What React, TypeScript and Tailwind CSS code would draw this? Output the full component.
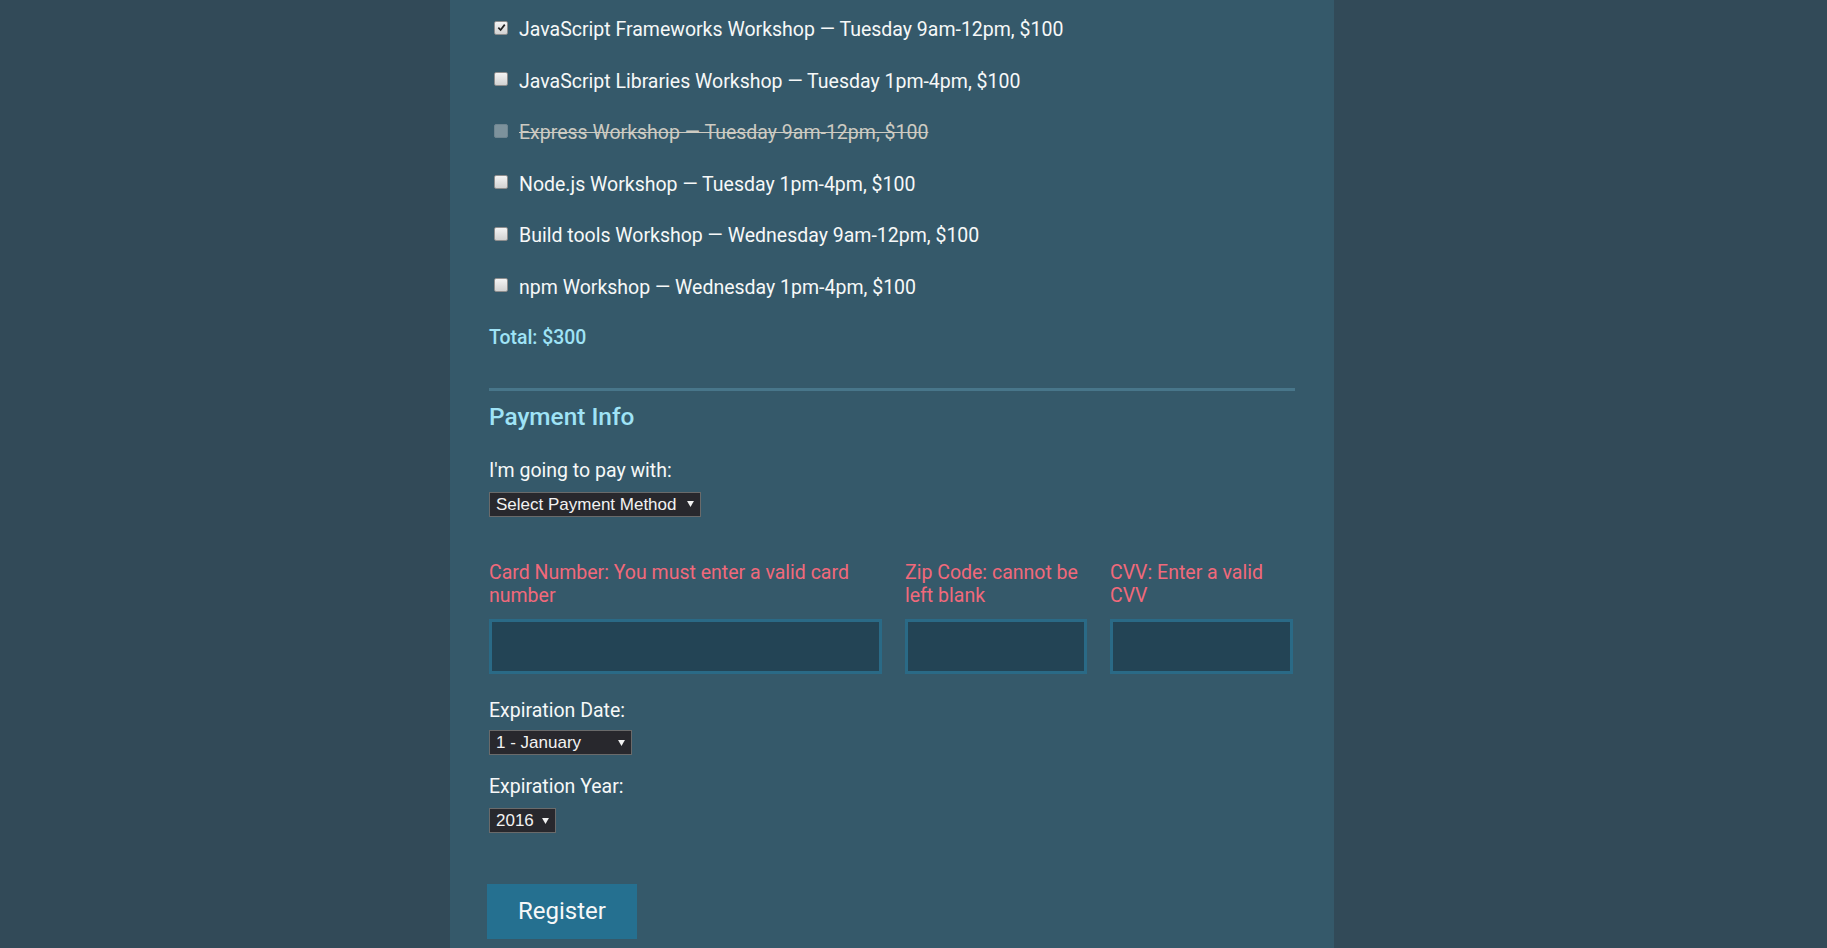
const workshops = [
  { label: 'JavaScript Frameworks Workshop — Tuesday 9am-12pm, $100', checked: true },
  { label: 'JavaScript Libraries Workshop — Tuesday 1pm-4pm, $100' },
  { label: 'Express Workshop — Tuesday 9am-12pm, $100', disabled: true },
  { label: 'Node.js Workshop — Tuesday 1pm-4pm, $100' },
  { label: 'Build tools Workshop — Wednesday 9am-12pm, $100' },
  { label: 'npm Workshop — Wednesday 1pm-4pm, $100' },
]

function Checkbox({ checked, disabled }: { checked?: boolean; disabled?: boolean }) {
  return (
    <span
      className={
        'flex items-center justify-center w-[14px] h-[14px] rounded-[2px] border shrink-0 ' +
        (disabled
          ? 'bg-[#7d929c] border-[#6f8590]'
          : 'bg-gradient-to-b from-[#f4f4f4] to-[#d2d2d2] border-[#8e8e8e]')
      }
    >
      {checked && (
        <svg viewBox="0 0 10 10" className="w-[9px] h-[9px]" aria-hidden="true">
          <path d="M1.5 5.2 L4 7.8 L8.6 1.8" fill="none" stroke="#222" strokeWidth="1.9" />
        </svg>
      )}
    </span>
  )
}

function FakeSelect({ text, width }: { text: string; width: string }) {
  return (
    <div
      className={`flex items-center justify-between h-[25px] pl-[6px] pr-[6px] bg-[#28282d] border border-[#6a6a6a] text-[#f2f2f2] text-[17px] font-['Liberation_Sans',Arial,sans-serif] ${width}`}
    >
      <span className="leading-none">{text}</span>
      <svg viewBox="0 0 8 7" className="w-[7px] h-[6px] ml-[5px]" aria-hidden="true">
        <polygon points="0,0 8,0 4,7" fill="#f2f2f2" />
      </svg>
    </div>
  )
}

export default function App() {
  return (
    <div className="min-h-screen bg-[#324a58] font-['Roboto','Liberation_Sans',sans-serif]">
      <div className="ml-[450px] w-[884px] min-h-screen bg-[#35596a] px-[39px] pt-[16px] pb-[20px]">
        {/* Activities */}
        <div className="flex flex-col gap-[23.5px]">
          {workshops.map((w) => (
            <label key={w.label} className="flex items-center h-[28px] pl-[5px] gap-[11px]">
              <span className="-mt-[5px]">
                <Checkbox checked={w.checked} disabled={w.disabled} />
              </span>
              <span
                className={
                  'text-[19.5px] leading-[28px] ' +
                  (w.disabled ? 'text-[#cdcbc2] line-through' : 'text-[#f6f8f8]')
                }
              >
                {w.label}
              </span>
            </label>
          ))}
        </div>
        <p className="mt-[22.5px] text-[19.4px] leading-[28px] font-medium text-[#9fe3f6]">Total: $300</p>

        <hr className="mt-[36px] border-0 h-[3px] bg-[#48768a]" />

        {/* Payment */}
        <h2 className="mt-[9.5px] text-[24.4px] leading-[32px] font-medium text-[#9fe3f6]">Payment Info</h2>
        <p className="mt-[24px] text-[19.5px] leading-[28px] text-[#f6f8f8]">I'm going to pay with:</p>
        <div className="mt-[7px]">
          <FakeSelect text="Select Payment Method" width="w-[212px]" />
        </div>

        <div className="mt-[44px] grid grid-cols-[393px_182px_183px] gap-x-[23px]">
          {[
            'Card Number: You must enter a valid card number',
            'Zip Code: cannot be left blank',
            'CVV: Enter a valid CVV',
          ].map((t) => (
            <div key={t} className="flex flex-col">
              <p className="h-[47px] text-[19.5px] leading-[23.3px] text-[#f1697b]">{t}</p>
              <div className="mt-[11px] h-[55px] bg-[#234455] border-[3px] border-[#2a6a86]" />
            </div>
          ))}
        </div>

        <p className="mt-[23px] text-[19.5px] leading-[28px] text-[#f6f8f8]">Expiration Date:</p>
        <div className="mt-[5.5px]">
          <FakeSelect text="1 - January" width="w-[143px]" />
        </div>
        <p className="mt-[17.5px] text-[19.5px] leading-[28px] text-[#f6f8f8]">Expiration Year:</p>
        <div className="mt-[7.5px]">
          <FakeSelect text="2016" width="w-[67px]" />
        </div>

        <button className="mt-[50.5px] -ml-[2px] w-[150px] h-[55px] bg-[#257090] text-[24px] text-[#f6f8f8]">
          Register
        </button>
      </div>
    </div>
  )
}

▶ Aim: Output the data exactly. Pictures don't belong in the result.

▶ Task output:
What React, TypeScript and Tailwind CSS code would draw this? Output the full component.
const workshops = [
  { label: 'JavaScript Frameworks Workshop — Tuesday 9am-12pm, $100', checked: true },
  { label: 'JavaScript Libraries Workshop — Tuesday 1pm-4pm, $100' },
  { label: 'Express Workshop — Tuesday 9am-12pm, $100', disabled: true },
  { label: 'Node.js Workshop — Tuesday 1pm-4pm, $100' },
  { label: 'Build tools Workshop — Wednesday 9am-12pm, $100' },
  { label: 'npm Workshop — Wednesday 1pm-4pm, $100' },
]

function Checkbox({ checked, disabled }: { checked?: boolean; disabled?: boolean }) {
  return (
    <span
      className={
        'flex items-center justify-center w-[14px] h-[14px] rounded-[2px] border shrink-0 ' +
        (disabled
          ? 'bg-[#7d929c] border-[#6f8590]'
          : 'bg-gradient-to-b from-[#f4f4f4] to-[#d2d2d2] border-[#8e8e8e]')
      }
    >
      {checked && (
        <svg viewBox="0 0 10 10" className="w-[9px] h-[9px]" aria-hidden="true">
          <path d="M1.5 5.2 L4 7.8 L8.6 1.8" fill="none" stroke="#222" strokeWidth="1.9" />
        </svg>
      )}
    </span>
  )
}

function FakeSelect({ text, width }: { text: string; width: string }) {
  return (
    <div
      className={`flex items-center justify-between h-[25px] pl-[6px] pr-[6px] bg-[#28282d] border border-[#6a6a6a] text-[#f2f2f2] text-[17px] font-['Liberation_Sans',Arial,sans-serif] ${width}`}
    >
      <span className="leading-none">{text}</span>
      <svg viewBox="0 0 8 7" className="w-[7px] h-[6px] ml-[5px]" aria-hidden="true">
        <polygon points="0,0 8,0 4,7" fill="#f2f2f2" />
      </svg>
    </div>
  )
}

export default function App() {
  return (
    <div className="min-h-screen bg-[#324a58] font-['Roboto','Liberation_Sans',sans-serif]">
      <div className="ml-[450px] w-[884px] min-h-screen bg-[#35596a] px-[39px] pt-[16px] pb-[20px]">
        {/* Activities */}
        <div className="flex flex-col gap-[23.5px]">
          {workshops.map((w) => (
            <label key={w.label} className="flex items-center h-[28px] pl-[5px] gap-[11px]">
              <span className="-mt-[5px]">
                <Checkbox checked={w.checked} disabled={w.disabled} />
              </span>
              <span
                className={
                  'text-[19.5px] leading-[28px] ' +
                  (w.disabled ? 'text-[#cdcbc2] line-through' : 'text-[#f6f8f8]')
                }
              >
                {w.label}
              </span>
            </label>
          ))}
        </div>
        <p className="mt-[22.5px] text-[19.4px] leading-[28px] font-medium text-[#9fe3f6]">Total: $300</p>

        <hr className="mt-[36px] border-0 h-[3px] bg-[#48768a]" />

        {/* Payment */}
        <h2 className="mt-[9.5px] text-[24.4px] leading-[32px] font-medium text-[#9fe3f6]">Payment Info</h2>
        <p className="mt-[24px] text-[19.5px] leading-[28px] text-[#f6f8f8]">I'm going to pay with:</p>
        <div className="mt-[7px]">
          <FakeSelect text="Select Payment Method" width="w-[212px]" />
        </div>

        <div className="mt-[44px] grid grid-cols-[393px_182px_183px] gap-x-[23px]">
          {[
            'Card Number: You must enter a valid card number',
            'Zip Code: cannot be left blank',
            'CVV: Enter a valid CVV',
          ].map((t) => (
            <div key={t} className="flex flex-col">
              <p className="h-[47px] text-[19.5px] leading-[23.3px] text-[#f1697b]">{t}</p>
              <div className="mt-[11px] h-[55px] bg-[#234455] border-[3px] border-[#2a6a86]" />
            </div>
          ))}
        </div>

        <p className="mt-[23px] text-[19.5px] leading-[28px] text-[#f6f8f8]">Expiration Date:</p>
        <div className="mt-[5.5px]">
          <FakeSelect text="1 - January" width="w-[143px]" />
        </div>
        <p className="mt-[17.5px] text-[19.5px] leading-[28px] text-[#f6f8f8]">Expiration Year:</p>
        <div className="mt-[7.5px]">
          <FakeSelect text="2016" width="w-[67px]" />
        </div>

        <button className="mt-[50.5px] -ml-[2px] w-[150px] h-[55px] bg-[#257090] text-[24px] text-[#f6f8f8]">
          Register
        </button>
      </div>
    </div>
  )
}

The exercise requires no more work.